**JOB:** Without the images, write out the whole listing exactly.

start

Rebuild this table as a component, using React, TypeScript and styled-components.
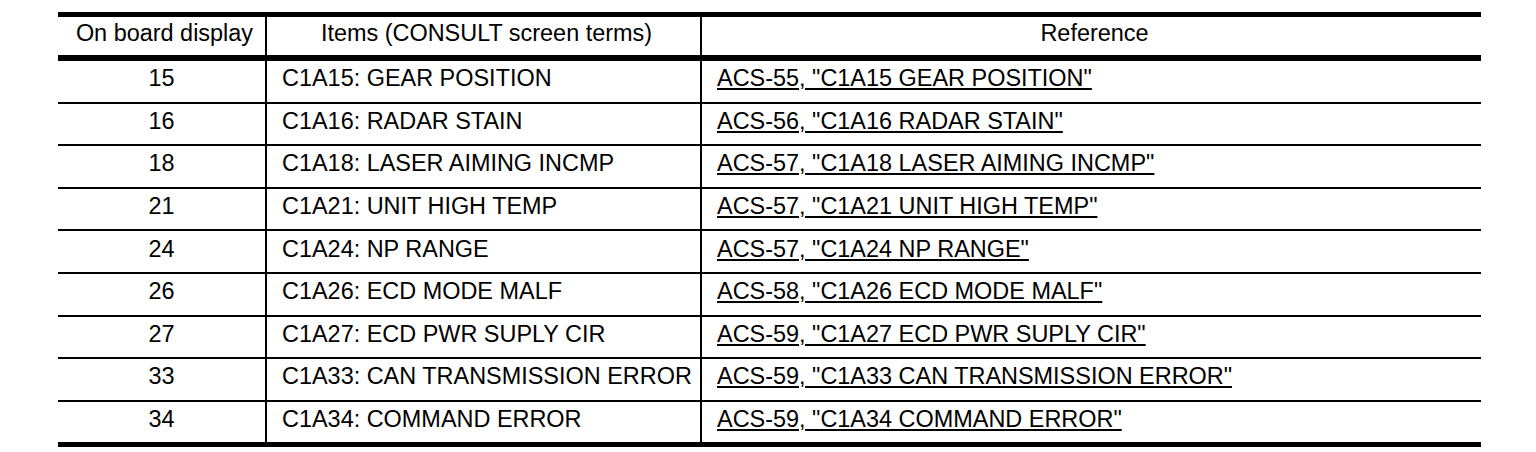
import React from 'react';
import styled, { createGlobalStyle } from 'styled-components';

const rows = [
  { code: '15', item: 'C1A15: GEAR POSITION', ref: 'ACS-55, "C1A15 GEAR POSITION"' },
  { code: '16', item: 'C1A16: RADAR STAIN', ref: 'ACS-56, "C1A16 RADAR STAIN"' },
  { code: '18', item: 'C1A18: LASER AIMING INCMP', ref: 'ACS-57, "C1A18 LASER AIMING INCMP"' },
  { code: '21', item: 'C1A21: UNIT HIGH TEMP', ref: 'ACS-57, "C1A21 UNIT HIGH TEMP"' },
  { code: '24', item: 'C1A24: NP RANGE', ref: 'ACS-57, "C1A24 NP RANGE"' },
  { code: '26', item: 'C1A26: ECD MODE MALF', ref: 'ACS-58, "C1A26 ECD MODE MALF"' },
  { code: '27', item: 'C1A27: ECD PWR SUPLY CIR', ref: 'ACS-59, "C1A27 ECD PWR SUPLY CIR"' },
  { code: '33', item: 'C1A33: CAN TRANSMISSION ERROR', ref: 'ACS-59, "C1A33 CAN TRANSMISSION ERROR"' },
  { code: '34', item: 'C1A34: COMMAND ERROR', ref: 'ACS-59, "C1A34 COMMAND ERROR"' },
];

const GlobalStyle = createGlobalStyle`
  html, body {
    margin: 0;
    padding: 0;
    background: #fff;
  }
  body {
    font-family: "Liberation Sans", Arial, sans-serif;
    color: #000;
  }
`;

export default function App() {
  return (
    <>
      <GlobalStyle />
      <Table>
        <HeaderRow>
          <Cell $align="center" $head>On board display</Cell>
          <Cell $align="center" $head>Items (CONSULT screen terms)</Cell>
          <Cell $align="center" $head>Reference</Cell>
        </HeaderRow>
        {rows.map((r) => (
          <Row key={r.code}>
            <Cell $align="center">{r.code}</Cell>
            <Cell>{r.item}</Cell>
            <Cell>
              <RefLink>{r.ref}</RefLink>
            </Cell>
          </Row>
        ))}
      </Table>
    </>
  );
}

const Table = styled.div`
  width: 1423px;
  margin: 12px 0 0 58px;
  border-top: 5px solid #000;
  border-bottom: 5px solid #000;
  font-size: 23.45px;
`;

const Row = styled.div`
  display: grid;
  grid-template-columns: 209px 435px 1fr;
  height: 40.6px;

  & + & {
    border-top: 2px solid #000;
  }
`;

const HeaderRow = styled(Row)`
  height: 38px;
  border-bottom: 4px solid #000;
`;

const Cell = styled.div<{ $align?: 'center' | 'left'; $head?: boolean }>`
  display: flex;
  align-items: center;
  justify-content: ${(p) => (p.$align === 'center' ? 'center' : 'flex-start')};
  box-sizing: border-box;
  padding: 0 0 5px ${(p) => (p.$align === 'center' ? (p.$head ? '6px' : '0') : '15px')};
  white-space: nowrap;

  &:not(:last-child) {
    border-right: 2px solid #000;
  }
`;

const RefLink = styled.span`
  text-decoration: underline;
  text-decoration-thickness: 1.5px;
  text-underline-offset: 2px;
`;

end

**PROBLEM SOLUTION:**
Rebuild this table as a component, using React, TypeScript and styled-components.
import React from 'react';
import styled, { createGlobalStyle } from 'styled-components';

const rows = [
  { code: '15', item: 'C1A15: GEAR POSITION', ref: 'ACS-55, "C1A15 GEAR POSITION"' },
  { code: '16', item: 'C1A16: RADAR STAIN', ref: 'ACS-56, "C1A16 RADAR STAIN"' },
  { code: '18', item: 'C1A18: LASER AIMING INCMP', ref: 'ACS-57, "C1A18 LASER AIMING INCMP"' },
  { code: '21', item: 'C1A21: UNIT HIGH TEMP', ref: 'ACS-57, "C1A21 UNIT HIGH TEMP"' },
  { code: '24', item: 'C1A24: NP RANGE', ref: 'ACS-57, "C1A24 NP RANGE"' },
  { code: '26', item: 'C1A26: ECD MODE MALF', ref: 'ACS-58, "C1A26 ECD MODE MALF"' },
  { code: '27', item: 'C1A27: ECD PWR SUPLY CIR', ref: 'ACS-59, "C1A27 ECD PWR SUPLY CIR"' },
  { code: '33', item: 'C1A33: CAN TRANSMISSION ERROR', ref: 'ACS-59, "C1A33 CAN TRANSMISSION ERROR"' },
  { code: '34', item: 'C1A34: COMMAND ERROR', ref: 'ACS-59, "C1A34 COMMAND ERROR"' },
];

const GlobalStyle = createGlobalStyle`
  html, body {
    margin: 0;
    padding: 0;
    background: #fff;
  }
  body {
    font-family: "Liberation Sans", Arial, sans-serif;
    color: #000;
  }
`;

export default function App() {
  return (
    <>
      <GlobalStyle />
      <Table>
        <HeaderRow>
          <Cell $align="center" $head>On board display</Cell>
          <Cell $align="center" $head>Items (CONSULT screen terms)</Cell>
          <Cell $align="center" $head>Reference</Cell>
        </HeaderRow>
        {rows.map((r) => (
          <Row key={r.code}>
            <Cell $align="center">{r.code}</Cell>
            <Cell>{r.item}</Cell>
            <Cell>
              <RefLink>{r.ref}</RefLink>
            </Cell>
          </Row>
        ))}
      </Table>
    </>
  );
}

const Table = styled.div`
  width: 1423px;
  margin: 12px 0 0 58px;
  border-top: 5px solid #000;
  border-bottom: 5px solid #000;
  font-size: 23.45px;
`;

const Row = styled.div`
  display: grid;
  grid-template-columns: 209px 435px 1fr;
  height: 40.6px;

  & + & {
    border-top: 2px solid #000;
  }
`;

const HeaderRow = styled(Row)`
  height: 38px;
  border-bottom: 4px solid #000;
`;

const Cell = styled.div<{ $align?: 'center' | 'left'; $head?: boolean }>`
  display: flex;
  align-items: center;
  justify-content: ${(p) => (p.$align === 'center' ? 'center' : 'flex-start')};
  box-sizing: border-box;
  padding: 0 0 5px ${(p) => (p.$align === 'center' ? (p.$head ? '6px' : '0') : '15px')};
  white-space: nowrap;

  &:not(:last-child) {
    border-right: 2px solid #000;
  }
`;

const RefLink = styled.span`
  text-decoration: underline;
  text-decoration-thickness: 1.5px;
  text-underline-offset: 2px;
`;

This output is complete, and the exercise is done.